~ Brad Pitt
William Bradley Pitt (1963– ) has carried many descriptions through the years: sexy, grounded, magnetic.
At his center he has always been a storyteller searching for truth.
Director Gore Verbinski once called him “the coolest person on earth,” yet Pitt often softens that kind of praise,
choosing humility and the long, steady path of growth.
Born in Shawnee, Oklahoma and raised in Springfield, Missouri, Pitt left college just shy of a journalism degree and followed a quiet pull of the heart: go where the stories live. Before the fame and before the awards, he worked an assortment of small jobs, including a stretch dressed as a giant El Pollo Loco chicken, “clucking” customers into the restaurant. He shares that memory with an easy grin, a reminder that beginnings may not shine, yet they are always meaningful.
His early acting roles on television in Head of the Class (1986) and 21 Jump Street (1987) opened a small door that soon widened. His brief turn as J.D. in Thelma & Louise (1991) made audiences sit up and ask: Who is that? Yet it was A River Runs Through It (1992), directed by Robert Redford, that revealed the depth beneath the cheekbones: something tenderly aching.
From there came a sweep of memorable work: Interview with the Vampire (with Tom Cruise, 1994), Legends of the Fall (1994), and his Golden Globe–winning role in 12 Monkeys (with Bruce Willis, 1995).
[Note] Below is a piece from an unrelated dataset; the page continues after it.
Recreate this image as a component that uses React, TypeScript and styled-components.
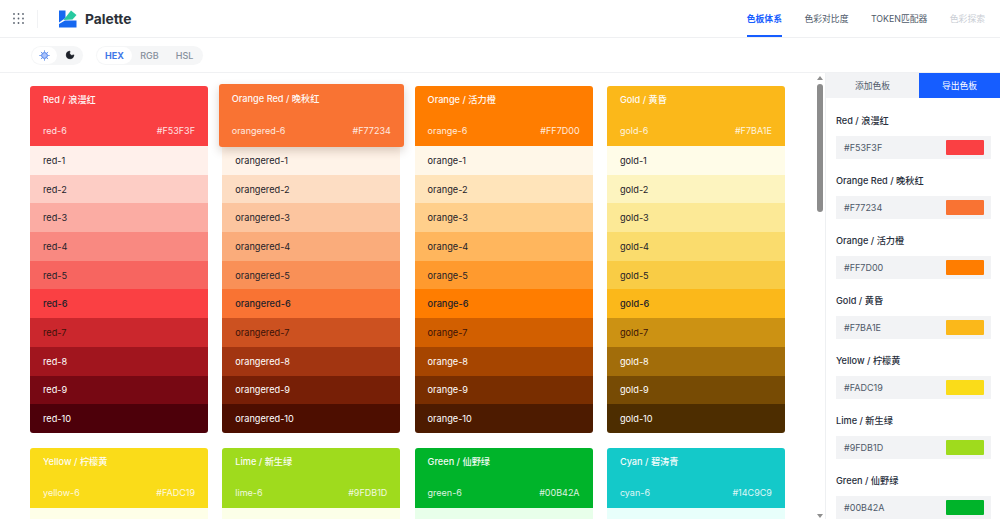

Even as Hollywood crowned him “the sexiest man alive,” Pitt let the shine fall away. “A friend of mine said they misspelled it. It was supposed to be ‘sexiest moron,’” he joked, a gentle way of keeping his feet on the ground.
What has shaped Pitt’s path is not only the roles but the shift inside. His later films— Babel, The Curious Case of Benjamin Button, Moneyball, Once Upon a Time in Hollywood— reveal a man listening more deeply, choosing stories that explore what it means to be human. Behind the camera he has supported films about justice, race, and resilience with a steady, deliberate hand.
Beyond Hollywood, compassion widened into action. After Hurricane Katrina, he helped create the Make It Right Foundation, bringing new attention to New Orleans’ Lower Ninth Ward and the families rebuilding their lives. “We’re just scratching the surface,” he said in 2009. The work was imperfect and hopeful, anchored in a simple belief: every community deserves dignity.
In recent years, Pitt has spoken with clarity about healing, sobriety, creativity, and the slow, lifelong practice of becoming who you truly are. His honesty has made him more beloved, not less. The spotlight may follow him, but his compass has turned inward, toward truth, toward growth, toward being a better man today than he was yesterday.